How does ClickHouse compare to PostgreSQL for analytics? ClickHouse is 10–100× faster on analytical queries over billions of rows because it’s column-oriented (only reads needed columns) and uses vectorized execution. PostgreSQL is better for transactional workloads, joins, and complex relationships. Most teams use both — PostgreSQL for writes, ClickHouse for reads.

What’s the difference between PRIMARY KEY and ORDER BY? ClickHouse doesn’t have a separate PRIMARY KEY — the ORDER BY column(s) define both sort order and index. This is different from PostgreSQL where PRIMARY KEY enforces uniqueness. ClickHouse’s ORDER BY can have duplicate values.

Why is my DELETE query taking a long time? DELETE in ClickHouse is a mutation that marks rows for deletion and removes them during merges. For large batches, use TTL-based cleanup or partition drops (ALTER TABLE DETACH PARTITION). For real-time deletes, use ReplacingMergeTree with a version column.

Can ClickHouse handle updates?
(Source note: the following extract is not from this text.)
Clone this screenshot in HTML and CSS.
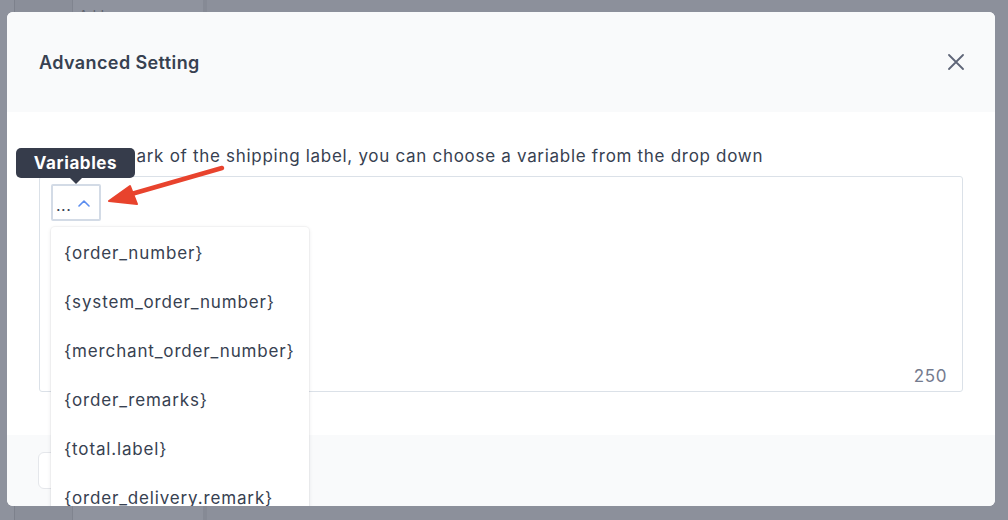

Yes, via ALTER TABLE UPDATE but it’s asynchronous and expensive. Design schemas to avoid needing frequent updates — append-only works best. For real-time mutable state, use a separate Redis or in-memory table for hot data and flush to ClickHouse periodically.

What’s the max data size for a single ClickHouse node? Practically unlimited — ClickHouse handles hundreds of TB per node. Sharding across multiple nodes (Distributed engine) scales linearly. For most use cases, a single well-configured node handles tens of billions of rows comfortably.